Investors are feeling anxious as they worry about the prospects of a next stock market crash. A second wave of Covid-19 appears to be washing across Europe before the first one has even passed. The FTSE 100 is perilously close to dipping below 6,000 again. Should you be worried?
The pandemic has triggered a massive economic shock. We’re living through the fastest GDP contraction in history.
History shows that in a bear market you often get more than one crash. It happened during the financial crisis in 2008. Investors were just beginning to relax when along came stock market crash part 2.
The FTSE 100 could fall further
It could happen again. Millions of jobs are disappearing. The shock will be felt in October, when government furlough schemes end. If that combines with an upsurge in infections, sentiment could crash and the stock market may follow.
At the Motley Fool, we believe a crash is the ideal time to trawl the stock market for bargain shares. You can pick up top FTSE 100 stocks at bargain prices, as good companies get sold along with the bad.
This leads to a tricky question though. If a crash is a good time to buy shares, should you hold off until the market falls again?
If only if it were so easy. The big problem is that a stock market crash is almost impossible to predict. If you hang around waiting for one, you could be waiting years. During that time, share prices could rise higher and higher, leaving you cooling your heels on the sidelines.
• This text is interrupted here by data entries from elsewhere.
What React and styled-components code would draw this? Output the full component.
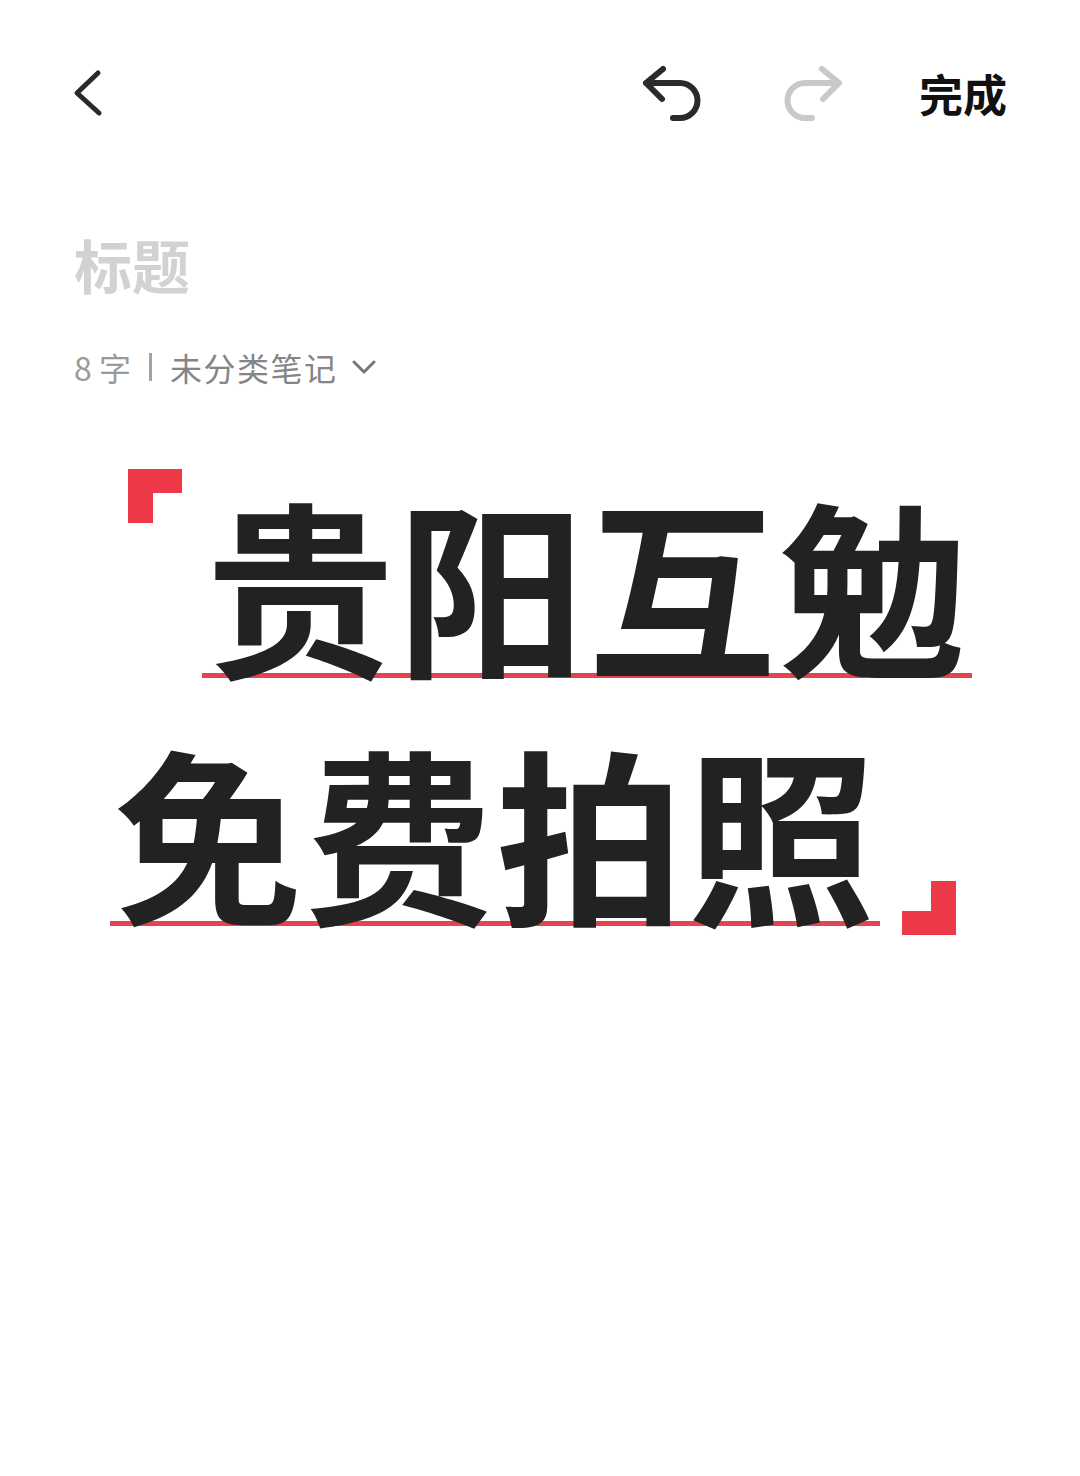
import styled, { createGlobalStyle } from 'styled-components'

const GlobalStyle = createGlobalStyle`
    html, body {
        margin: 0;
        padding: 0;
        background: #fff;
    }
    body {
        font-family: "Noto Sans CJK SC", "Noto Sans", sans-serif;
    }
`

const Page = styled.div`
    width: 1080px;
    min-height: 1476px;
    background: #fff;
`

const Header = styled.div`
    display: flex;
    align-items: center;
    height: 186px;
    padding: 0 73px 0 64px;
    box-sizing: border-box;
`

const IconButton = styled.button`
    display: flex;
    align-items: center;
    justify-content: center;
    padding: 0;
    border: none;
    background: none;
    color: ${p => (p.$disabled ? '#c9c9c9' : '#2a2a2a')};
`

const Actions = styled.div`
    margin-left: auto;
    display: flex;
    align-items: center;
    gap: 79px;
`

const Done = styled.span`
    font-size: 44px;
    font-weight: 700;
    color: #111;
    line-height: 1;
    margin-left: -6px;
`

const Body = styled.div`
    padding: 49px 0 0 74px;
`

const Title = styled.div`
    font-size: 58px;
    line-height: 58px;
    font-weight: 700;
    color: #d2d2d2;
`

const Meta = styled.div`
    display: flex;
    align-items: center;
    margin-top: 58px;
    height: 32px;
    font-size: 32px;
    line-height: 32px;
    color: #9a9a9a;
`

const Count = styled.span`
    letter-spacing: 0;
`

const Divider = styled.span`
    width: 3px;
    height: 28px;
    background: #a3a3a3;
    margin: 0 18px;
`

const Category = styled.span`
    color: #858585;
    letter-spacing: 1.5px;
`

const Caret = styled.span`
    display: flex;
    margin-left: 15px;
`

const Poster = styled.div`
    margin: 74px 0 0 36px;
    display: flex;
    flex-direction: column;
`

const Line = styled.div`
    display: flex;
    align-items: ${p => (p.$end ? 'flex-end' : 'flex-start')};
    padding-left: ${p => p.$indent || 0}px;
    gap: ${p => p.$gap || 20}px;
`

const Phrase = styled.span`
    display: inline-block;
    font-size: 188px;
    line-height: 248px;
    font-weight: 700;
    color: #222;
    letter-spacing: 3px;
    padding: 0 2px 0 4px;
    background-image: linear-gradient(#e5434f, #e5434f);
    background-repeat: no-repeat;
    background-size: 100% 5px;
    background-position: 0 216px;
    white-space: nowrap;
`

const Corner = styled.div`
    flex: none;
    width: 29px;
    height: 30px;
    border-color: #ee3a48;
    border-style: solid;
    border-width: ${p => (p.$close ? '0 25px 24px 0' : '24px 0 0 25px')};
    margin: ${p => (p.$close ? '0 0 18px 0' : '12px 0 0 0')};
`

const BackIcon = () => (
    <svg width="48" height="48" viewBox="0 0 48 48" fill="none">
        <path d="M34 4 L13 24 L35 44" stroke="currentColor" strokeWidth="5" strokeLinecap="round" strokeLinejoin="round" />
    </svg>
)

const UndoIcon = ({ flip }) => (
    <svg width="64" height="64" viewBox="0 0 64 64" fill="none" style={flip ? { transform: 'scaleX(-1)' } : undefined}>
        <path
            d="M24 8 L7 22 L23 38 M7 22 H41 A17.5 17.5 0 0 1 41 57 H34"
            stroke="currentColor"
            strokeWidth="6"
            strokeLinecap="round"
            strokeLinejoin="round"
        />
    </svg>
)

const ChevronDown = () => (
    <svg width="24" height="16" viewBox="0 0 24 16" fill="none">
        <path d="M2 3 L12 13 L22 3" stroke="#777" strokeWidth="3" strokeLinecap="round" strokeLinejoin="round" />
    </svg>
)

const App = () => (
    <Page>
        <GlobalStyle />
        <Header>
            <IconButton>
                <BackIcon />
            </IconButton>
            <Actions>
                <IconButton>
                    <UndoIcon />
                </IconButton>
                <IconButton $disabled>
                    <UndoIcon flip />
                </IconButton>
                <Done>完成</Done>
            </Actions>
        </Header>

        <Body>
            <Title>标题</Title>
            <Meta>
                <Count>8 字</Count>
                <Divider />
                <Category>未分类笔记</Category>
                <Caret>
                    <ChevronDown />
                </Caret>
            </Meta>

            <Poster>
                <Line $indent={18}>
                    <Corner />
                    <Phrase>贵阳互勉</Phrase>
                </Line>
                <Line $end $gap={22}>
                    <Phrase>免费拍照</Phrase>
                    <Corner $close />
                </Line>
            </Poster>
        </Body>
    </Page>
)

export default App
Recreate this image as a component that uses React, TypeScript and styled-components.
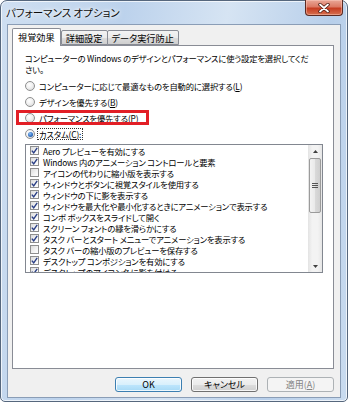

Don’t wait for stock market crash 2
Also, you won’t earn any dividends in that time, and this is what really turbo-charges your long-term returns.
Buying in the middle of a stock market crash is also fraught. As we saw in March, many people held off, expecting share prices to go lower and lower. The truth is that you’ll never time the bottom of the market perfectly.
I think the best thing you can do right now is feed money into the market, whenever you have a little to spare. Remember, the FTSE 100 is more than 20% below its January peak of 7,674. So you’re already buying shares at bargain prices today.
Many stocks have fallen more than 50% in the stock market crash so you may be getting an even bigger discount. I’d look for companies with strong balance sheets, steady revenues, loyal customers, and minimal debt. That should give them the strength to survive whatever the pandemic throws at us, and ultimately benefit from the recovery. A dividend at some point would also be nice.
I would go shopping for bargain shares today. If the stock market crashes again, I would buy more shares at the new lower price.
Then stay invested for the long term and reinvest all your dividends. That will build the wealth you need to get rich and retire early.